Surreale è l’unico aggettivo che descrive in maniera appropriata la discussione politico-giornalistica che accompagna i provvedimenti fiscali della Legge di Bilancio. In particolare, giovedì dopo l’audizione della Banca d’Italia giornali e politici di sinistra hanno utilizzato l’audizione per accusare la premier di favorire i ‘ricchi’ (e.g. contribuenti con redditi sopra 30 e sotto 200 mila euro).
Per tutta risposta gli organi di destra hanno a loro volta accusato la Banca d’Italia di partigianeria e di costituire una sorta di deep state (magari). Alcuni dietrologi hanno addirittura sostenuto che si tratti del tentativo del Governatore Panetta di dimostrare la sua indipendenza rispetto al Governo di destra che ne ha favorito l’insediamento.
Ma cosa ha detto Fabrizio Balassone in audizione per sollevare questo vespaio. Niente che chiunque abbia visto i provvedimenti non era in grado di anticipare. Ovvero che lo sgravio fiscale di 2 punti di IRPEF dello scaglione per redditi sopra 28mila euro sarebbe andato a beneficio dei contribuenti sopra 28mila euro.
Ma ha condito l’affermazione giustamente osservando che si tratta di una modalità, a mio parere discutibile, di parziale restituzione del fiscal drag, l’aumento automatico di imposta che si verifica quando per l’inflazione i redditi entrano automaticamente in scaglioni più alti.
Negli anni scorsi dopo l’episodio inflazionistico 2022-3, il Governo aveva ampiamente privilegiato la compensazione con vari mezzi per i redditi più bassi. Le osservazioni sulla distribuzione dei benefici sono quindi del tutto neutre ed anzi dal testo dell’audizione non traspare assolutamente il giudizio negativo su cui poi la stampa e la politica si sono accapigliate.
Addirittura testualmente: complessivamente le misure fin qui descritte non comportino variazioni significative della disuguaglianza nella distribuzione del reddito disponibile equivalente tra le famiglie.
Molto più problematico è stato invece il giudizio sul provvedimento di detassazione degli incrementi dovuti ai rinnovi contrattuali per redditi bassi che doveva ‘compensare’ per il favore ai ricchi, ma di cui nessuno discute.
La Legge di Bilancio infatti prevede che gli incrementi salariali dovuti a rinnovi contrattuali dell’anno prossimo siano tassati al 5% (come gli straordinari) fino a una soglia come sempre e quindi solo per i meno abbienti.
La razionalità di queste norme è davvero difficile da capire e si vanno ad aggiungere ad una congerie di trattamenti diversi che ormai rendono la nostra tassazione del reddito personale assolutamente ingiusta e alla fine anche disincentivante.
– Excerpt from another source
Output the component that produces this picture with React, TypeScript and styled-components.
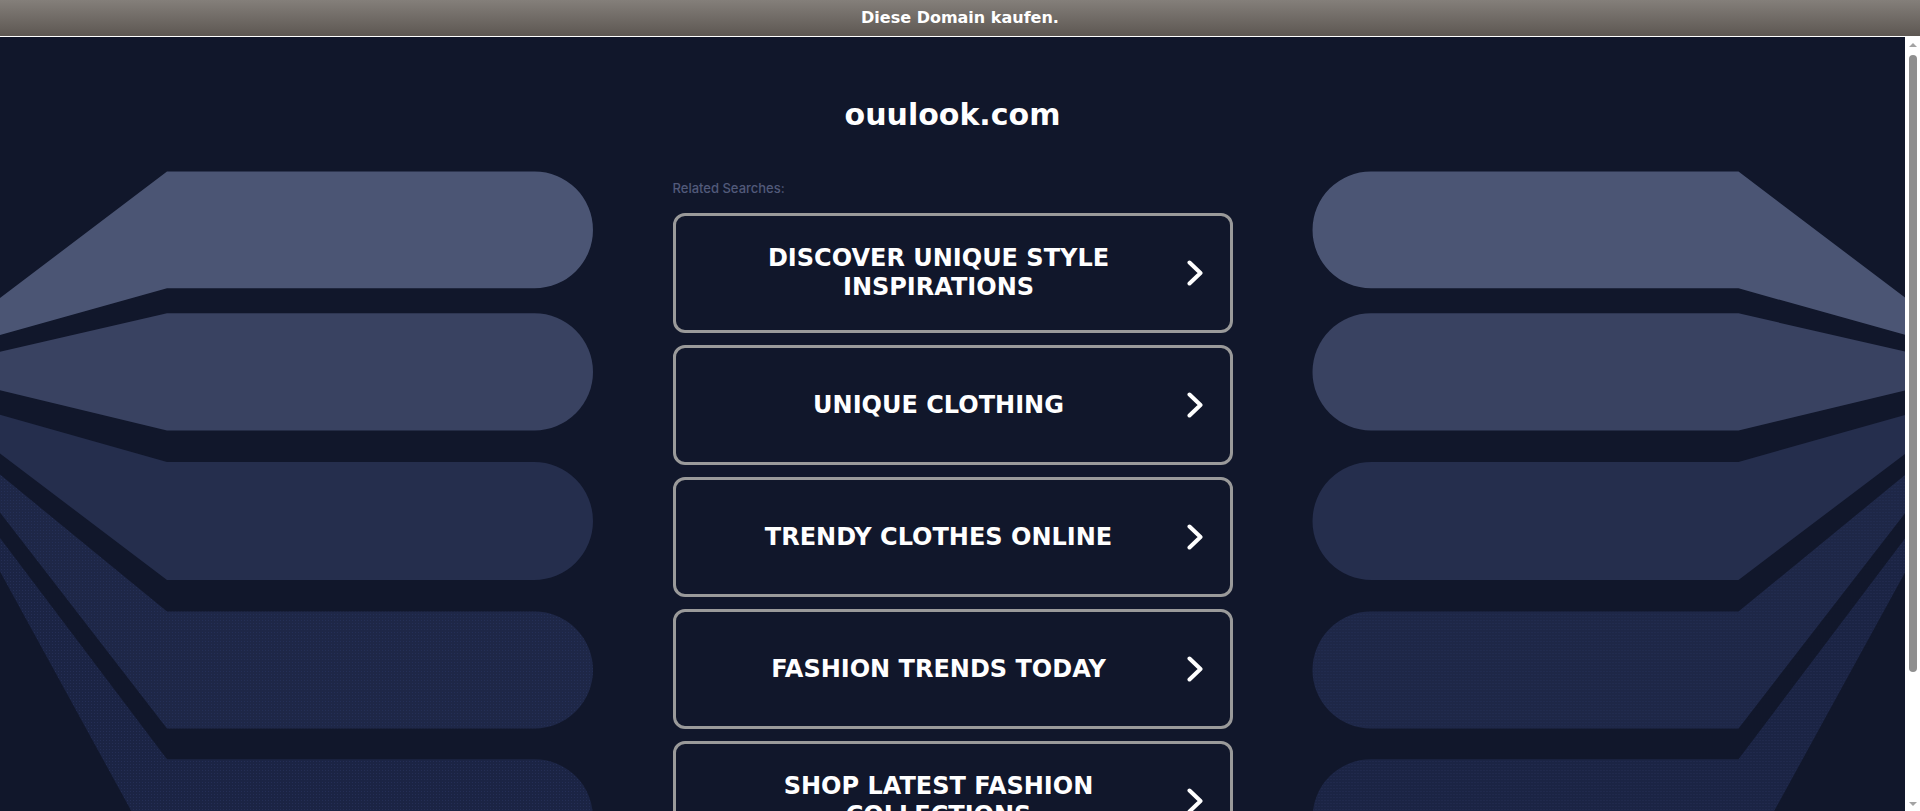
import React from "react";
import styled, { createGlobalStyle } from "styled-components";

const GlobalStyle = createGlobalStyle`
  html, body {
    margin: 0;
    padding: 0;
    height: 100%;
    overflow: hidden;
    background: #ffffff;
  }
  body {
    font-family: "DejaVu Sans", "Liberation Sans", sans-serif;
  }
`;

const Page = styled.div`
  display: flex;
  flex-direction: column;
  height: 100vh;
`;

const TopBar = styled.a`
  flex: 0 0 36px;
  display: flex;
  align-items: center;
  justify-content: center;
  background: linear-gradient(180deg, #847f7a 0%, #5d5752 100%);
  border-bottom: 1px solid #ffffff;
  color: #ffffff;
  font: bold 16px/1 "DejaVu Sans", sans-serif;
  text-decoration: none;
`;

const Frame = styled.div`
  flex: 1;
  min-height: 0;
  display: flex;
`;

const Viewport = styled.div`
  flex: 1;
  min-width: 0;
  overflow: hidden;
  background: #11172b;
`;

const ScrollRail = styled.div`
  flex: 0 0 15px;
  display: flex;
  flex-direction: column;
  align-items: center;
  background: #ffffff;
`;

const RailArrow = styled.div<{ $down?: boolean }>`
  flex: 0 0 15px;
  width: 15px;
  display: flex;
  align-items: center;
  justify-content: center;
  &::before {
    content: "";
    width: 0;
    height: 0;
    border-left: 4px solid transparent;
    border-right: 4px solid transparent;
    ${(p) => (p.$down ? "border-top: 4px solid #a3a3a3;" : "border-bottom: 4px solid #a3a3a3;")}
  }
`;

const Thumb = styled.div`
  margin-top: 3px;
  width: 8px;
  height: 617px;
  border-radius: 4px;
  background: #8f8f8f;
`;

const RailSpacer = styled.div`
  flex: 1;
`;

const Stage = styled.div`
  display: grid;
  grid-template-columns: 1fr 560px 1fr;
  min-height: 933px;
`;

const FanSvg = styled.svg<{ $mirrored?: boolean }>`
  display: block;
  width: 100%;
  height: 933px;
  transform: ${(p) => (p.$mirrored ? "scaleX(-1)" : "none")};
`;

const Main = styled.main`
  display: flex;
  flex-direction: column;
  padding-top: 60px;
`;

const Title = styled.h1`
  margin: 0;
  text-align: center;
  color: #ffffff;
  font: bold 30px/36px "DejaVu Sans", sans-serif;
`;

const Label = styled.div`
  margin-top: 47px;
  color: #525a7a;
  font: 500 13px/16px Inter, "Open Sans", sans-serif;
`;

const List = styled.div`
  margin-top: 17px;
  display: flex;
  flex-direction: column;
  gap: 12px;
`;

const Item = styled.a`
  box-sizing: border-box;
  height: 120px;
  display: flex;
  align-items: center;
  padding: 0 27px 0 25px;
  border: 3px solid #9a9a9a;
  border-radius: 12px;
  color: #ffffff;
  text-decoration: none;
`;

const ItemText = styled.span`
  flex: 1;
  text-align: center;
  text-transform: uppercase;
  font: bold 24px/29px "DejaVu Sans", sans-serif;
`;

const Chevron = styled.svg`
  flex: 0 0 16px;
  width: 16px;
  height: 26px;
  margin-left: 10px;
`;

type Band = { top: number; bottom: number; leftTop: number; leftBottom: number; fill: string; dotted?: boolean };

const OFFSET = 37;
const bands: Band[] = [
  { top: 171.5, bottom: 288.3, leftTop: 298, leftBottom: 335, fill: "#4b5574" },
  { top: 313.3, bottom: 430.5, leftTop: 351.7, leftBottom: 390.3, fill: "#394261" },
  { top: 462, bottom: 580, leftTop: 414.8, leftBottom: 453.5, fill: "#252e4d" },
  { top: 611.6, bottom: 728.4, leftTop: 474.6, leftBottom: 512.6, fill: "#1e2747", dotted: true },
  { top: 759.2, bottom: 876, leftTop: 537.9, leftBottom: 571.6, fill: "#1b2444", dotted: true },
];

function bandPath(b: Band) {
  const t = b.top - OFFSET;
  const bo = b.bottom - OFFSET;
  const lt = b.leftTop - OFFSET;
  const lb = b.leftBottom - OFFSET;
  const r = (bo - t) / 2;
  const xr = 593 - r;
  return `M0 ${lt} L167 ${t} L${xr} ${t} A${r} ${r} 0 0 1 ${xr} ${bo} L167 ${bo} L0 ${lb} Z`;
}

function Fan({ mirrored, id }: { mirrored?: boolean; id: string }) {
  return (
    <FanSvg $mirrored={mirrored} viewBox="0 0 672.5 933" preserveAspectRatio="none" aria-hidden>
      <defs>
        {bands.map((b, i) =>
          b.dotted ? (
            <pattern key={i} id={`${id}-dots-${i}`} width="3" height="3" patternUnits="userSpaceOnUse">
              <rect width="3" height="3" fill={b.fill} />
              <circle cx="1.5" cy="1.5" r="0.55" fill="#253058" />
            </pattern>
          ) : null
        )}
      </defs>
      {bands.map((b, i) => (
        <path key={i} d={bandPath(b)} fill={b.dotted ? `url(#${id}-dots-${i})` : b.fill} />
      ))}
    </FanSvg>
  );
}

const searches = [
  "Discover Unique Style Inspirations",
  "Unique Clothing",
  "Trendy Clothes Online",
  "Fashion Trends Today",
  "Shop Latest Fashion Collections",
];

export default function App() {
  return (
    <>
      <GlobalStyle />
      <Page>
        <TopBar href="#">Diese Domain kaufen.</TopBar>
        <Frame>
          <Viewport>
            <Stage>
              <Fan id="left" />
              <Main>
                <Title>ouulook.com</Title>
                <Label>Related Searches:</Label>
                <List>
                  {searches.map((s) => (
                    <Item key={s} href="#">
                      <ItemText>{s}</ItemText>
                      <Chevron viewBox="0 0 16 26">
                        <polyline
                          points="2.5,2.5 13.5,13 2.5,23.5"
                          fill="none"
                          stroke="#ffffff"
                          strokeWidth="4"
                          strokeLinecap="round"
                          strokeLinejoin="round"
                        />
                      </Chevron>
                    </Item>
                  ))}
                </List>
              </Main>
              <Fan id="right" mirrored />
            </Stage>
          </Viewport>
          <ScrollRail aria-hidden>
            <RailArrow />
            <Thumb />
            <RailSpacer />
            <RailArrow $down />
          </ScrollRail>
        </Frame>
      </Page>
    </>
  );
}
Non si capisce infatti perché una categoria il cui contratto è stato rinnovato nel 2025 dovrebbe essere tassata ad aliquota marginale e una che rinnova nel 2026 al 5%. Inoltre, non si vede come questo beneficio possa essere sottratto in seguito senza causare un effetto di impopolarità maggiore di quello ottenuto temporaneamente con la (di fatto) esenzione.
Infine, ci sono forti dubbi sulla applicabilità di questa norma: come attribuire incrementi salariali univocamente ai rinnovi contrattuali? E già che ci siamo anche il regime di favore sugli straordinari è un favore completamente assurdo, di certo non favorisce la produttività che solo in una concezione primitiva è il prodotto di più ore di lavoro.
Su queste critiche vere però la stampa non si è particolarmente appassionata, preferendo invece inventarsene di inesistenti. La svolta che però ha conferito il tono davvero surreale alla vicenda è stata l’introduzione della patrimoniale nel dibattito.
Ci vuole davvero del genio politico per proporre una nuova tassa dall’opposizione senza che nessuno vi abbia richiesto di farlo. Ricordiamo infatti che Mamdani ha risposto di voler aumentare le imposte sui ricchi solo quando incalzato su come avrebbe finanziato le stratosferiche promesse elettorali.
In Italia invece per alcuni la patrimoniale, che personalmente ritengo un buon modo di finanziare i nostri servizi, è un argomento da campagna elettorale in sé. Anche se bruciassimo in piazza il denaro.